If you have pets (especially cats, which are worse than acrobatic ninjas), place the mixture under a box with holes that only small ants can enter. Weigh the box down if needed to protect your pet from the mixture.
The goal is for the ants to eat, exit through the holes and die in their nest to spread the acid to others. There will be a few ants dead under the box, too, but this is fine as long as some escape.
Food-grade Diatomaceous Earth
Diatomaceous earth is a key method of killing sugar ants. And I like this method because it can be used in homes that have children or pets running around. It’s a safe method of ant removal, and it’s one of the methods that I recommend most often to homeowners.
Deadly to insects, this substance is actually fossilized algae.
What you’ll do is sprinkle this substance in cracks or crevices in your home, or choose to put it around or on top of any ant mounds you see. Sprinkle the diatomaceous earth in these areas multiple times a month when you have a large infestation.
When ants come in contact with it, it will pierce their exoskeleton.
Once pierced, the ant will start to lose their body fluid causing them to dry out and die. It’s death from the inside out, and it works on a variety of insects. Since the substance will only kill on contact, you have to place a lot of it around the nest in hopes that one of the worker ants will return to the queen.
The colony will not die as long as the queen lives and continues to reproduce.
Flood the Colony
If you’ve located the nest, it’s time to kill the nest. The colony can be killed using poison or some form of bait, or it can be killed with water. A lot of people recommend boiling water, but this will more likely burn you and poses too much of a risk of injury.
A method that is much better is to flood the colony with a garden hose.
You’ll want to place the hose on the middle of the nest and turn on the water. Allow the water to run for 5 to 10 minutes to clear out the nest. It’s an effective way to kill off a colony and it doesn’t pose risk of injury to you in the process.
Note: There’s a right way and a wrong way to get rid of ants. Some people suggest pouring bleach on the mound and others recommend gasoline. You never want to use these substances on your lawn.
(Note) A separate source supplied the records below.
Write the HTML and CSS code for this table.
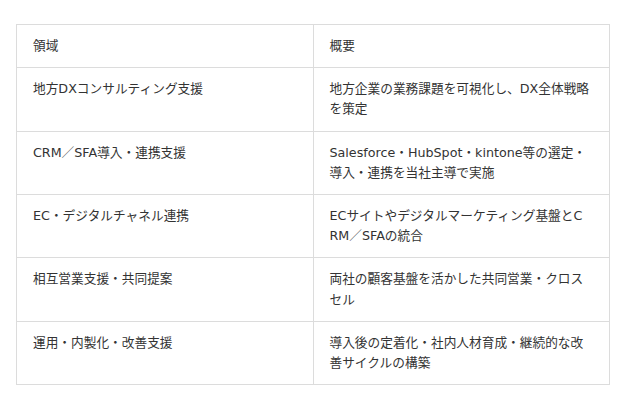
FILE: index.html
```html
<!DOCTYPE html>
<html lang="ja">
<head>
<meta charset="utf-8">
<link rel="stylesheet" href="styles.css">
</head>
<body>
<table class="grid">
  <thead>
    <tr><th>領域</th><th>概要</th></tr>
  </thead>
  <tbody>
    <tr><td>地方DXコンサルティング支援</td><td>地方企業の業務課題を可視化し、DX全体戦略を策定</td></tr>
    <tr><td>CRM／SFA導入・連携支援</td><td>Salesforce・HubSpot・kintone等の選定・導入・連携を当社主導で実施</td></tr>
    <tr><td>EC・デジタルチャネル連携</td><td>ECサイトやデジタルマーケティング基盤とC<br>RM／SFAの統合</td></tr>
    <tr><td>相互営業支援・共同提案</td><td>両社の顧客基盤を活かした共同営業・クロスセル</td></tr>
    <tr><td>運用・内製化・改善支援</td><td>導入後の定着化・社内人材育成・継続的な改善サイクルの構築</td></tr>
  </tbody>
</table>
</body>
</html>
```

FILE: styles.css
```css
html, body {
  margin: 0;
  padding: 0;
  background: #ffffff;
}
body {
  padding: 24px 16px;
  font-family: "DejaVu Sans", "Noto Sans CJK JP", sans-serif;
  font-size: 12.7px;
  line-height: 20.2px;
  color: #333333;
}
.grid {
  width: 594px;
  border-collapse: collapse;
  table-layout: fixed;
}
.grid th,
.grid td {
  width: 50%;
  border: 1px solid #dcdcdc;
  padding: 11px 17px 11px 16px;
  text-align: left;
  vertical-align: top;
  font-weight: normal;
  word-break: break-all;
}
```
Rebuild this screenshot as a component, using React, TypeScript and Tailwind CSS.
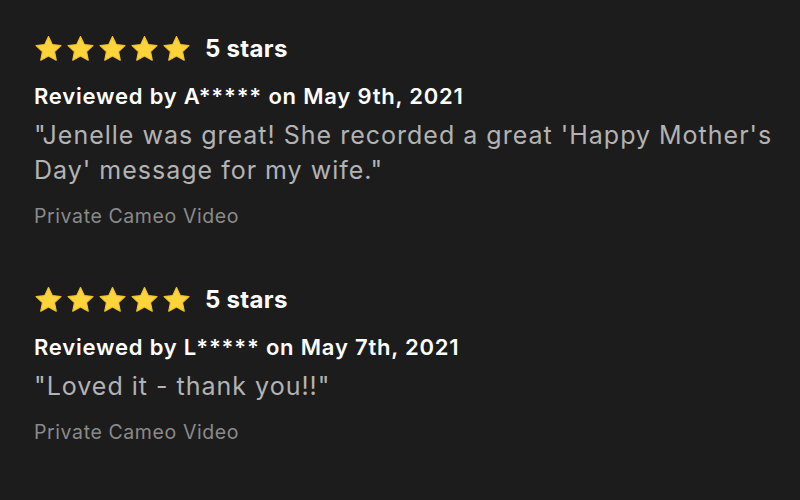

Gasoline will kill everything from foliage to insects and damage the ground in the process. Bleach will be equally as destructive, so never use one of these drastic recommendations.
Call an Exterminator
Still have sugar ants crawling all over your home, taking it over? An exterminator is an option, too. The last resort, an exterminator will use poisons to kill the ants and will look for the nest to kill all of those suckers dead.
Keep in mind that most people learn how to get rid of sugar ants on their own.
But you might have an exceptional case where the ants won’t back down, and seem to keep coming back for more. There is no shame in calling an exterminator if you need help killing the ants and have had enough of trying to kill them on your own.
My own experience has shown me that killing ants is a long process.
Stepping on them may kill one or hundreds, but until the nest is eradicated, the ants will keep coming back relentlessly until you take appropriate action.
You’ll want to try all of the methods outlined above to get rid of your sugar ant problem first. Oftentimes, it’s best to combine the methods so that you can successfully kill off a colony.
An exterminator may be your best option for some ant species, but with sugar ants, the exterminator will often use baits and poisons that you can find readily available online or in stores.